Local authorities falling behind on EV charging ambitions, new report warns

Many local authorities are failing to move out of the slow lane when it comes to an electric vehicle (EV) charge point deployment, potentially putting the UK’s net zero goals at risk, a new report has warned.

According to the latest research from EV charge point operator Liberty Charge, titled Transforming the Delivery of Local Authorities On-Street EV Charging, Only 14 per cent of local authorities in the UK have dedicated resources for implementing EV infrastructure, and a lack of funding and guidance from central government means they can only allocate an average of 15 hours per week to EV projects.

The new study, released today, shows local strategies are falling behind government ambitions with only 10 per cent of the 300,000 charge points the government wants to see installed currently in place. Nine out of 10 households are still being more than a five-minute walk from their nearest charge point, according to the new analysis.

In addition, the research found that around 75 per cent of interviewed local authorities quoted budgetary issues as a barrier to wider EV infrastructure adoption. A further 59 per cent pointed to a lack of guidance from central government as to where charge points should be located being a key reason why they are struggling to install chargers at the rate required to meet national charge point goals.

Liberty Charge called the findings of its report “particularly disappointing” in light of the government’s ‘Leveling Up’ agenda, which seeks to drive regional development across the UK. Previous studies have shown that EV charge points are more likely to be installed in more affluent regions, hampering the adoption of zero emission vehicles in many parts of the country.

The new research also found that one in seven drivers admit they would not switch to driving an EV until convenient infrastructure is in place. Around 11 million households currently have no access to off-street parking, meaning that if they switch to an EV they would be reliant on pubvlic or workplace charging infrastructure.

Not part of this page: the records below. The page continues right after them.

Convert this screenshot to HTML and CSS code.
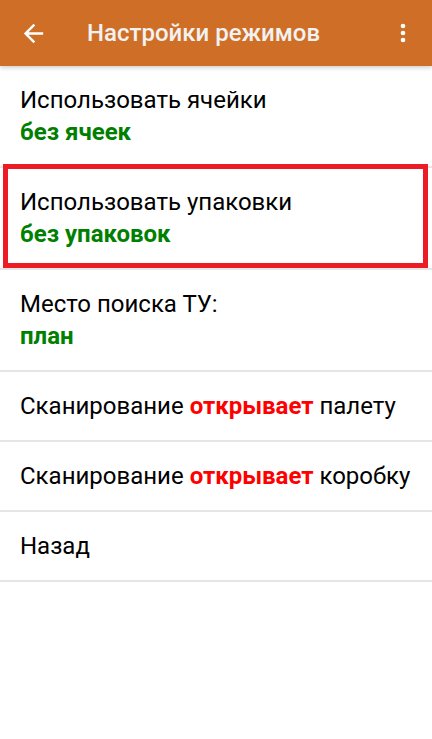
FILE: index.html
```html
<!DOCTYPE html>
<html lang="ru">
<head>
  <meta charset="UTF-8" />
  <meta name="viewport" content="width=device-width, initial-scale=1.0" />
  <title>Настройки режимов</title>
  <link rel="stylesheet" href="styles.css">
</head>
<body>
  <div class="toolbar">
    <svg class="back" viewBox="0 0 24 24" width="29" height="29">
      <path d="M20 11H7.83l5.59-5.59L12 4l-8 8 8 8 1.41-1.41L7.83 13H20v-2z" fill="#fff"/>
    </svg>
    <div class="title">Настройки режимов</div>
    <svg class="menu" viewBox="0 0 24 24" width="28" height="28">
      <circle cx="12" cy="6" r="2" fill="#fff"/>
      <circle cx="12" cy="12" r="2" fill="#fff"/>
      <circle cx="12" cy="18" r="2" fill="#fff"/>
    </svg>
  </div>

  <div class="list">
    <div class="item">
      <div>Использовать ячейки</div>
      <div class="value">без ячеек</div>
    </div>
    <div class="item selected">
      <div>Использовать упаковки</div>
      <div class="value">без упаковок</div>
    </div>
    <div class="item">
      <div>Место поиска ТУ:</div>
      <div class="value">план</div>
    </div>
    <div class="item">
      <div>Сканирование <span class="hot">открывает</span> палету</div>
    </div>
    <div class="item">
      <div>Сканирование <span class="hot">открывает</span> коробку</div>
    </div>
    <div class="item">
      <div>Назад</div>
    </div>
  </div>
</body>
</html>
```

FILE: styles.css
```css
body {
  margin: 0;
  background: #fff;
  font-family: Roboto, "Noto Sans", sans-serif;
}
.toolbar {
  height: 66px;
  background: #cf6f27;
  display: flex;
  align-items: center;
  position: relative;
  box-shadow: 0 2px 4px rgba(0,0,0,0.18);
  z-index: 1;
}
.back {
  margin-left: 19px;
}
.title {
  margin-left: 39px;
  color: #f2f2f2;
  font-size: 24px;
  font-weight: 500;
  flex: 1;
}
.menu {
  margin-right: 15px;
}
.item {
  padding: 18px 20px;
  border-bottom: 2px solid #e6e6e6;
  font-size: 24px;
  line-height: 32px;
  color: #000;
  position: relative;
}
.value {
  color: #008000;
  font-weight: bold;
}
.hot {
  color: #ff0000;
  font-weight: bold;
}
.selected::after {
  content: "";
  position: absolute;
  top: -4px;
  left: 3px;
  right: 4px;
  bottom: 0;
  border: 5px solid #ed1c24;
}
```
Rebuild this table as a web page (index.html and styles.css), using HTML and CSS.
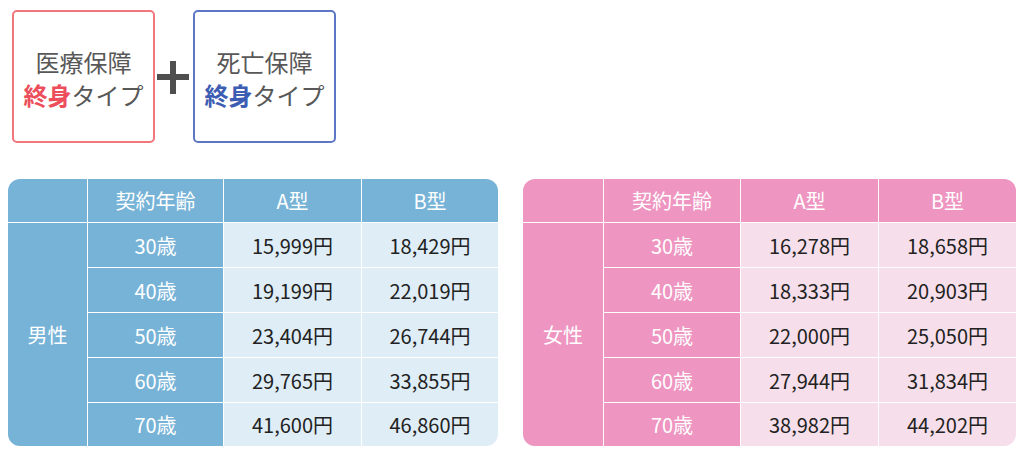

According to Liberty Charge, almost 70 per cent of local authorities believe government spending should be redirected to improve accessibility to chargepoints in economically deprived or rural areas.

In addition, 77 per cent of respondents to the survey agreed that investment from central government should be focused on ensuring every household, regardless of postcode has access to a nearby charge point.

Neil Isaacson, CEO of Liberty Charge, said the report highlights a number of concerns about the pace of the EV charge point roll out, including the lack of support for local authorities.

“We work very closely with many local bodies and in truth, the rollout of EV charge points is a brand new concept to many,” he said. “We cannot just expect they all have the relevant experience and knowledge of how these networks work, nor can we just leave them to figure it out.

“There needs to be a cohesive strategy from the government as to how we tackle the challenges of resourcing and having just 15 hours a week to dedicate to the issue is not enough to create a sufficient network for all drivers begin making the switch.”

In March, the government assigned £50m to local authorities to support EV infrastructure programmes. However, Liberty Charge said the funding was not sufficient for the long-term and would only enable the recruitment of one person for each local authority for two years.

The Department for Transport was considering a request for comment at the time of going to press.